Olympia's Warren Argo, a Northwest Folklife Festival board member since 1984 and one of the organizers of Port Townsend's American Festival of Fiddle Tunes, was hired as chief sound engineer in 1994. He started attending the festival in 1992, when he was the first guest dance caller.

"What's hard about (Centennial Hall) is we're putting more people in there than are covered by the system," Argo said. "We try to get coverage in the back using parts of the system that aren't designed for it. It's not what I would call pristine sound. I try to drive down the middle of everyone's expectations without violating my own code too badly."
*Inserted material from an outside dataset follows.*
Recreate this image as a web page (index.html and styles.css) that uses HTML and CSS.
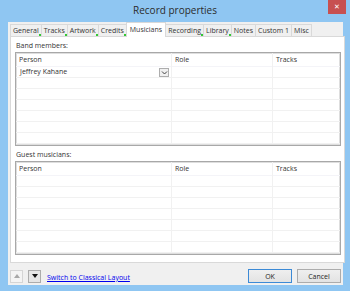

Most of the gear belongs to Centennial Hall, but Argo brings some additional equipment. He uses 16 channels on stage. The sound crew sets up 12 microphones, six for vocals and six for instruments. Four microphone lines are set aside for auxiliary use. KTOO receives its signal from the main sound board and uses its own microphones for its announcer and the audience response.

"I think the sound is as good as we can get it without things being totally different," Sakarias said.

"The majority of the work is done by our volunteers," Argo said. "The sound crew, the stage crew and the monitor crew all work together. Something goes wrong, they have to fix it."